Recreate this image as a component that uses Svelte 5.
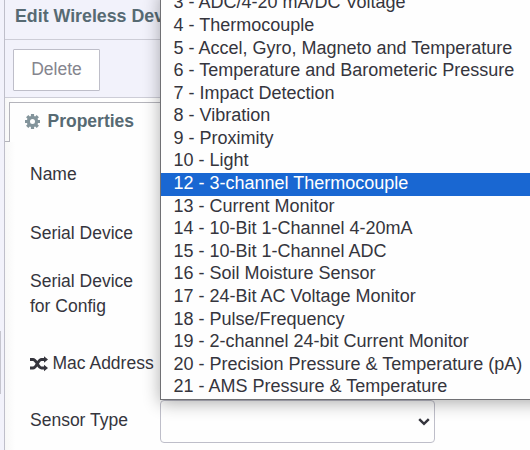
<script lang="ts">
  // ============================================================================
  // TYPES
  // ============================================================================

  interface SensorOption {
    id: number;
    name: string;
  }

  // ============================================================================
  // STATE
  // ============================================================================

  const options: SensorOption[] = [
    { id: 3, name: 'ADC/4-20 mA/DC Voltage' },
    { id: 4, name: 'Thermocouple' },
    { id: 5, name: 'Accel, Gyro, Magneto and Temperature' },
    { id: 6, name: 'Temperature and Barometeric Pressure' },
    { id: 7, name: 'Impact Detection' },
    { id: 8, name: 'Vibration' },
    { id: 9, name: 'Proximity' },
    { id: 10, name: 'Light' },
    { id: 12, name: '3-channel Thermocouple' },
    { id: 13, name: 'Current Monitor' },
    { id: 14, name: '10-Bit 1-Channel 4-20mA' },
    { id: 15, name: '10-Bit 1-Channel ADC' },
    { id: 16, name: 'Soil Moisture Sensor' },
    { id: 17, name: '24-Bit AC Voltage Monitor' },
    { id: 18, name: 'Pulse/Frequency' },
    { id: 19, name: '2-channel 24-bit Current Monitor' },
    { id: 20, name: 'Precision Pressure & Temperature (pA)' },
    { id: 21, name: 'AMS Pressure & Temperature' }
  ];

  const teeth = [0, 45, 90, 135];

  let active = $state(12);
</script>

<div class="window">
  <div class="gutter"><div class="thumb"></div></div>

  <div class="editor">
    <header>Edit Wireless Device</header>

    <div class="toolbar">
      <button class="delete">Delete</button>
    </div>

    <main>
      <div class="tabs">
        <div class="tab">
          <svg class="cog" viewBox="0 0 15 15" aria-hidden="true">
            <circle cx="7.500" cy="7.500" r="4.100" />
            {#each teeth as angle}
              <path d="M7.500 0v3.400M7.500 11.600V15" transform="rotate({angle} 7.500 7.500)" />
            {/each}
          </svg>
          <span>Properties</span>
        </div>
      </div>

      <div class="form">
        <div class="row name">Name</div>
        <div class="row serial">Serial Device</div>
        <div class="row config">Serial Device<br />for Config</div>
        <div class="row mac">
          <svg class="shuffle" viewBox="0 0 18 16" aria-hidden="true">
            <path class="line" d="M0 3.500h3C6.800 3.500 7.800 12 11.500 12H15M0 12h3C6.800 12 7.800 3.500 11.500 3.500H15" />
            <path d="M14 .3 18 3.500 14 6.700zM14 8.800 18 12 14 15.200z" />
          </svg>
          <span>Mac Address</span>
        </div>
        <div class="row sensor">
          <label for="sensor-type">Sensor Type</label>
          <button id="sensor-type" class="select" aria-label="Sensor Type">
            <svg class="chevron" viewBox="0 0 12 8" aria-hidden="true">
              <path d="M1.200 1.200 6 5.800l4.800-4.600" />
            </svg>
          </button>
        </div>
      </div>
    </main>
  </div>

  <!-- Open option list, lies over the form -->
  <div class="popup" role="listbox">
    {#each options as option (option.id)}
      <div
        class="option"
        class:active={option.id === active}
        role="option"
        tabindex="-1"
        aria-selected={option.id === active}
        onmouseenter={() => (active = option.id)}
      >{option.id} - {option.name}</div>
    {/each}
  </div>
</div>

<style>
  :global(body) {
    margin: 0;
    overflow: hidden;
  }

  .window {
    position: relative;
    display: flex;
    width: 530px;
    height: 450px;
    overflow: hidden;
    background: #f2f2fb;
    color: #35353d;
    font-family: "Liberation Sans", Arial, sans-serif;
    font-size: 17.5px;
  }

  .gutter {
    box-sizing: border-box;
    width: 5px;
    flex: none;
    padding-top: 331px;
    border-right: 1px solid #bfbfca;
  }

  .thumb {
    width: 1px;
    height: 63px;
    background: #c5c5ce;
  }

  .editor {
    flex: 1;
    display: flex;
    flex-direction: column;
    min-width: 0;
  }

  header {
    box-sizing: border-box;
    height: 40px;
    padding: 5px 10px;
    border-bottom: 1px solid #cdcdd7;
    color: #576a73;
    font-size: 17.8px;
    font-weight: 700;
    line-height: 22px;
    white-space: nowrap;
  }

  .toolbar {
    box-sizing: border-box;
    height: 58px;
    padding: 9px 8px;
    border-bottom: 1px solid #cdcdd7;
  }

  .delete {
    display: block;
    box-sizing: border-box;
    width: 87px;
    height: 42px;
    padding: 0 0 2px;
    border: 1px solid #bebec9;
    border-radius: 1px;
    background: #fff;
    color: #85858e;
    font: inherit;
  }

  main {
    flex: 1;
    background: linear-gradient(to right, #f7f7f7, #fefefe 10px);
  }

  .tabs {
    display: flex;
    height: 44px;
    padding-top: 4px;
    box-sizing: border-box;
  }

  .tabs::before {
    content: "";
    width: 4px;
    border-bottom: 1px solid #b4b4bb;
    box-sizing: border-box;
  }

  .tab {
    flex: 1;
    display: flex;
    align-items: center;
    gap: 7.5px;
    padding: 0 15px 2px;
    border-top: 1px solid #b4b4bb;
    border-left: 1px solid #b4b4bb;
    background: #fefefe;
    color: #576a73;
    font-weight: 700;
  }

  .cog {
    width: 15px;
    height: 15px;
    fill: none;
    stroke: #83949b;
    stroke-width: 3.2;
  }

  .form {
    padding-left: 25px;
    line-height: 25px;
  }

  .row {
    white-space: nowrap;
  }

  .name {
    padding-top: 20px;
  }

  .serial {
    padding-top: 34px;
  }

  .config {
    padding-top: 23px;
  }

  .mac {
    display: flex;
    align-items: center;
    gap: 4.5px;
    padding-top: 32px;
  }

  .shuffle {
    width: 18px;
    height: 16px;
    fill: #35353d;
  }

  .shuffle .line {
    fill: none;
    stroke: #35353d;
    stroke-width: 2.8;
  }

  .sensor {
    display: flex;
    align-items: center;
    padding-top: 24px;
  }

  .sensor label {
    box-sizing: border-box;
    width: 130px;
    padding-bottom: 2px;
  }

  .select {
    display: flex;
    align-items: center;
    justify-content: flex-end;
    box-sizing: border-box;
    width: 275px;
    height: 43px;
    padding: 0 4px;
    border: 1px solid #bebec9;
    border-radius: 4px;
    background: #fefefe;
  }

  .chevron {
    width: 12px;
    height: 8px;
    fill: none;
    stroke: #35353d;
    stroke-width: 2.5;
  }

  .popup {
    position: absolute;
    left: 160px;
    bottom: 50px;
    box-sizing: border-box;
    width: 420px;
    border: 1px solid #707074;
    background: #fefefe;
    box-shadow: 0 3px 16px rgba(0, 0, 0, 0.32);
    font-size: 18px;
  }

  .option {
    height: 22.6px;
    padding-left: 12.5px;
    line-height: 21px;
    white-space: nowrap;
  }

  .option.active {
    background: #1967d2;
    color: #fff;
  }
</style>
================
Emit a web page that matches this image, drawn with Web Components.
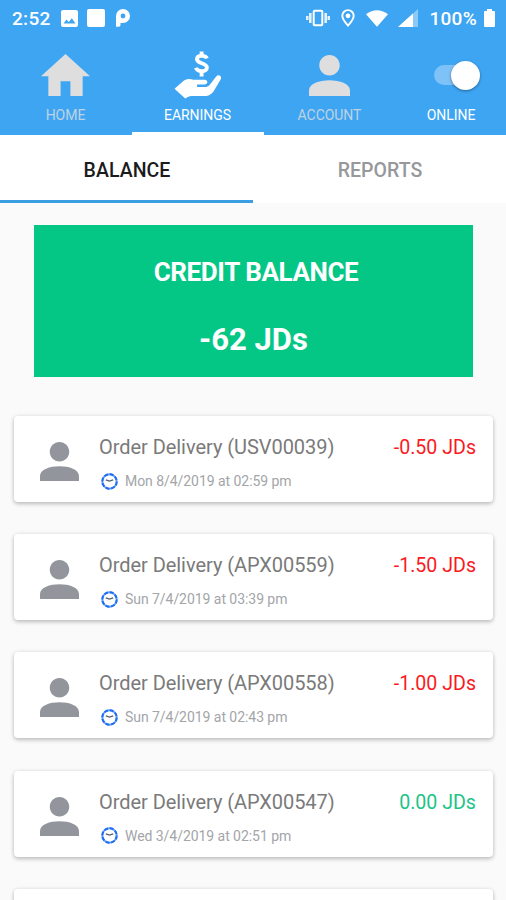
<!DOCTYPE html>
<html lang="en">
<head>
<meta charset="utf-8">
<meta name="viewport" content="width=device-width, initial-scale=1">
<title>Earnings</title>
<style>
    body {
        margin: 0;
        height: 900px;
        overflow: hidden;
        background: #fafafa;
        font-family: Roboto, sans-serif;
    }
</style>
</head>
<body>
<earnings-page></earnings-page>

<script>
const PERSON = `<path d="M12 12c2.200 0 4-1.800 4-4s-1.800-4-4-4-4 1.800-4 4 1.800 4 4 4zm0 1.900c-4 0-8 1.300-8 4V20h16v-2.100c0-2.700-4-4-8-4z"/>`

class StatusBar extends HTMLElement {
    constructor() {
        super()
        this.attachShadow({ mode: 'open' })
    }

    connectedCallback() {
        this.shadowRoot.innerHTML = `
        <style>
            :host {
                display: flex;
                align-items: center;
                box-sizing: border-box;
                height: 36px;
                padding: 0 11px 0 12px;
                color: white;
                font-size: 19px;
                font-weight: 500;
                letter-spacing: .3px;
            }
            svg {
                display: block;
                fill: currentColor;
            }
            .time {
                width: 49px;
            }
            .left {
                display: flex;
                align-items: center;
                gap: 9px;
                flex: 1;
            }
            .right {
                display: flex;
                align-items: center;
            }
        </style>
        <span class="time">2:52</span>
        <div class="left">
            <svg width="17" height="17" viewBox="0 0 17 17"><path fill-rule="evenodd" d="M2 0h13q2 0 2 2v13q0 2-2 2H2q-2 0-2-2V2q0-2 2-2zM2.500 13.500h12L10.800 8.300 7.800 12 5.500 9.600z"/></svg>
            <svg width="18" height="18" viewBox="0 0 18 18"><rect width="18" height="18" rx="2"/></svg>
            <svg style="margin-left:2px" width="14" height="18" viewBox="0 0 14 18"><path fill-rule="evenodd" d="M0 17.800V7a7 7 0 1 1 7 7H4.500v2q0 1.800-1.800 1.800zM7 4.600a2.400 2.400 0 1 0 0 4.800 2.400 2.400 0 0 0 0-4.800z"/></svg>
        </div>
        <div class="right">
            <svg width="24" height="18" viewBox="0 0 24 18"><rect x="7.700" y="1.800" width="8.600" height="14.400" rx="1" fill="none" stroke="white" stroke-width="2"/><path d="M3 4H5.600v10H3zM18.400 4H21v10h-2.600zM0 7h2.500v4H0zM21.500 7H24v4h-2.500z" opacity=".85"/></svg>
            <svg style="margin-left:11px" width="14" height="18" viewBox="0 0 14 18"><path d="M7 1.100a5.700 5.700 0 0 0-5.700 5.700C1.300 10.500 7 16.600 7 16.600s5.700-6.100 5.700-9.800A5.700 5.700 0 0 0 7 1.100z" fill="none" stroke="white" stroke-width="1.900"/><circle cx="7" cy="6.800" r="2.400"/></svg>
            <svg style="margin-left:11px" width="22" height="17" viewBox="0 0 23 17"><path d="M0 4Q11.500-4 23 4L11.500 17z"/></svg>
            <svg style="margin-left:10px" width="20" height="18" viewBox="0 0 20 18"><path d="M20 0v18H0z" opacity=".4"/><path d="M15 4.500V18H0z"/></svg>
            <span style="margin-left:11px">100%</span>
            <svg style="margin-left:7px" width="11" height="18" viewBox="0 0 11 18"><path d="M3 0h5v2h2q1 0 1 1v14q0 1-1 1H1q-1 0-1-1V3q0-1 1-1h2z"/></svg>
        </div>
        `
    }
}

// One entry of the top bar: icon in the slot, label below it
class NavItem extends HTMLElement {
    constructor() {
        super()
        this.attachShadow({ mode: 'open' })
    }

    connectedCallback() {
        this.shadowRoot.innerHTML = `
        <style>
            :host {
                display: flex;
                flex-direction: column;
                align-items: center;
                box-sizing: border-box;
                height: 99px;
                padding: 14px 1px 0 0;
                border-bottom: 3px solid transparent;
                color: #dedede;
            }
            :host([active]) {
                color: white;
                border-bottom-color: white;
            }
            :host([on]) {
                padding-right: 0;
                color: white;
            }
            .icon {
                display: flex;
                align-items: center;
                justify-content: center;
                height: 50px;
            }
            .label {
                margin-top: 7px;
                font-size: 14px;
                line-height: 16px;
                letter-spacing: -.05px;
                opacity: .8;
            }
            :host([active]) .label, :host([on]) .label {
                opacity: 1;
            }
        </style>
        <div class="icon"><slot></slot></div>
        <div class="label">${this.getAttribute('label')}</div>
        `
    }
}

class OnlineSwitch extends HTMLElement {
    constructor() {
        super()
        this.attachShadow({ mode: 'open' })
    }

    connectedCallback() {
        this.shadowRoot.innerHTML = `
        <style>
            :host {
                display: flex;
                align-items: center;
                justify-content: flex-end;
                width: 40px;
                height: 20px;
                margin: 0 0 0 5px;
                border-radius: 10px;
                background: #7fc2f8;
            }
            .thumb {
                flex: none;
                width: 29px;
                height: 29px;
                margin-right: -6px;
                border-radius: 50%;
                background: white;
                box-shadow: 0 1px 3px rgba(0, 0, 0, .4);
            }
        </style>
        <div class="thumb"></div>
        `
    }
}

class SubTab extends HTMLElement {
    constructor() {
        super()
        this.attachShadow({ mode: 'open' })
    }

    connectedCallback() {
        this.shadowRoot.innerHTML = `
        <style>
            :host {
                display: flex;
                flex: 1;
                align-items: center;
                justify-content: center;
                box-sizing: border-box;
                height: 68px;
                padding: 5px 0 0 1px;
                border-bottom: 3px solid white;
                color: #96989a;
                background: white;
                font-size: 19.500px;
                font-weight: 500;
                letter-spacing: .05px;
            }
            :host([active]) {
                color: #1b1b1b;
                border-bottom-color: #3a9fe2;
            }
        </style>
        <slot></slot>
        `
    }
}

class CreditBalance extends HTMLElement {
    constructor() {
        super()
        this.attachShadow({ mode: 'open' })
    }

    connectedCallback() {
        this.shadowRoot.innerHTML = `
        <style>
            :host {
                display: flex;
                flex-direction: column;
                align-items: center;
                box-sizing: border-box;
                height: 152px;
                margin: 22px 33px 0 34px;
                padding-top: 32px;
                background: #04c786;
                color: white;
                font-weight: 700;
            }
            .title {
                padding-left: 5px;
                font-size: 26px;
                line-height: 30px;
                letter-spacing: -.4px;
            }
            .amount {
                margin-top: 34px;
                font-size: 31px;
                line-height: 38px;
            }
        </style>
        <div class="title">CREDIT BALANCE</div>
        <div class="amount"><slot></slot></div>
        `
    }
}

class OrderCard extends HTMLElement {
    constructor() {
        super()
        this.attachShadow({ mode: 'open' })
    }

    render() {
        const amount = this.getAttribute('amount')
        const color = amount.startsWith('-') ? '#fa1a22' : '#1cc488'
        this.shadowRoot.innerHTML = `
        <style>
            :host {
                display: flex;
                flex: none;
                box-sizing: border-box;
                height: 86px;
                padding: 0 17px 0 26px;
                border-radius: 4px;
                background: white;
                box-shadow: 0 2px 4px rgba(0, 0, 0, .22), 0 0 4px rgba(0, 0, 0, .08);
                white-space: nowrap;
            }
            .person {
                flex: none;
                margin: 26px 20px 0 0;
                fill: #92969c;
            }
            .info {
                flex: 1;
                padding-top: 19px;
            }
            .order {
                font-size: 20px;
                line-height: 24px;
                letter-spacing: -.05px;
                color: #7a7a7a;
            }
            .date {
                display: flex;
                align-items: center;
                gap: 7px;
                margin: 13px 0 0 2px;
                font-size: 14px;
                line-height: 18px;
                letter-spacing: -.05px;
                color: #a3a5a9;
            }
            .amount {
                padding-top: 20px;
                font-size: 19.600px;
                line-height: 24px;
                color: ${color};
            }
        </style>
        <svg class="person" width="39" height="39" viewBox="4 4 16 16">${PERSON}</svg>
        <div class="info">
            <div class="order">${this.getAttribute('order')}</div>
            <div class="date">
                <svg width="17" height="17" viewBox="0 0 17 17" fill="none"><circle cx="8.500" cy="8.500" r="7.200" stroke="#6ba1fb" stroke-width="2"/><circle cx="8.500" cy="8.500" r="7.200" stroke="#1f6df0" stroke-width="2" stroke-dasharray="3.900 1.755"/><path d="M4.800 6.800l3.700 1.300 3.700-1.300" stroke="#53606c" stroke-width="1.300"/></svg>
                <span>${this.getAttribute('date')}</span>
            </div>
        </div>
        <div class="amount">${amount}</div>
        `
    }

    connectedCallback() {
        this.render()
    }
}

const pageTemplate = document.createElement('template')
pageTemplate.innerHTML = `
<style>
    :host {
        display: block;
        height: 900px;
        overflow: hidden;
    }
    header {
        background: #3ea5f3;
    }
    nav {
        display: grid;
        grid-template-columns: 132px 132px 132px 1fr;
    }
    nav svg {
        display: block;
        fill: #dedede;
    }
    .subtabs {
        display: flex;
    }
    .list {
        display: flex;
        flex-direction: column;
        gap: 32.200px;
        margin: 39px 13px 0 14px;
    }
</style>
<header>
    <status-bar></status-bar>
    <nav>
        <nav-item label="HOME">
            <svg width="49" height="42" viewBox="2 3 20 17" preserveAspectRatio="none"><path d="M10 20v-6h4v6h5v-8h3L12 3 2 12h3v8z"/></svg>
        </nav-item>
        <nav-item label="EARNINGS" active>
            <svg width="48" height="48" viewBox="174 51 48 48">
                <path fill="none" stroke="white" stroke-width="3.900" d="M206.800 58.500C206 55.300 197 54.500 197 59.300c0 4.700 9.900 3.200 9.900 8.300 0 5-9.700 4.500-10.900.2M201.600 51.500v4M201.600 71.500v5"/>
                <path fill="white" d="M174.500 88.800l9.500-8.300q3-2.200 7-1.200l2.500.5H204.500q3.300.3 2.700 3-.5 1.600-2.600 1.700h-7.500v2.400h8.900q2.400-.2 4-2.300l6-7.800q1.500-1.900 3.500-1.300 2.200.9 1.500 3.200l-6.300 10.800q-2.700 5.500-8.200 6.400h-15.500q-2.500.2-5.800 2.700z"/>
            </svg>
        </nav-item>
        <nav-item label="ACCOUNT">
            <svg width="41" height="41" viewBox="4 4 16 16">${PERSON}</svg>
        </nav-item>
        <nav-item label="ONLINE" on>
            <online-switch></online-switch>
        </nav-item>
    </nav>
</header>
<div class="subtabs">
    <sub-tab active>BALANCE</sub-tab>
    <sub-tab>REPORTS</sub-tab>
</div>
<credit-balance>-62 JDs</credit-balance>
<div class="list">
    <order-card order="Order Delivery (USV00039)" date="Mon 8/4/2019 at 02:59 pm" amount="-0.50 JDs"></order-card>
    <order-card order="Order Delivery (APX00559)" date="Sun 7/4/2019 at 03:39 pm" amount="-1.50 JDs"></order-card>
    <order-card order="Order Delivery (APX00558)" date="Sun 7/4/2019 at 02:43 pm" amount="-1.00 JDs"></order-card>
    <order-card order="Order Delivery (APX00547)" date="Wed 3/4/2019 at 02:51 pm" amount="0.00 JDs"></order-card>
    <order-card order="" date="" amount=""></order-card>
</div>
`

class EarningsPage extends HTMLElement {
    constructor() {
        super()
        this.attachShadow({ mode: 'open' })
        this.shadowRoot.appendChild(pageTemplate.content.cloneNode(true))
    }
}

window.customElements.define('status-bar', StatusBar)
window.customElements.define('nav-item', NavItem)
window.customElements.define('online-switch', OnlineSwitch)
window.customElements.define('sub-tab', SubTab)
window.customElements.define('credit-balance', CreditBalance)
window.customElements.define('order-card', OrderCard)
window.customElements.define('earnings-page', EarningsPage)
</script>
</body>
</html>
================
▶ [Written request]: List the lines of the material in which the word "that" occurs.

▶ [Answer for this exercise]:
Recreate this image as a component that uses Svelte 5.
Emit a web page that matches this image, drawn with Web Components.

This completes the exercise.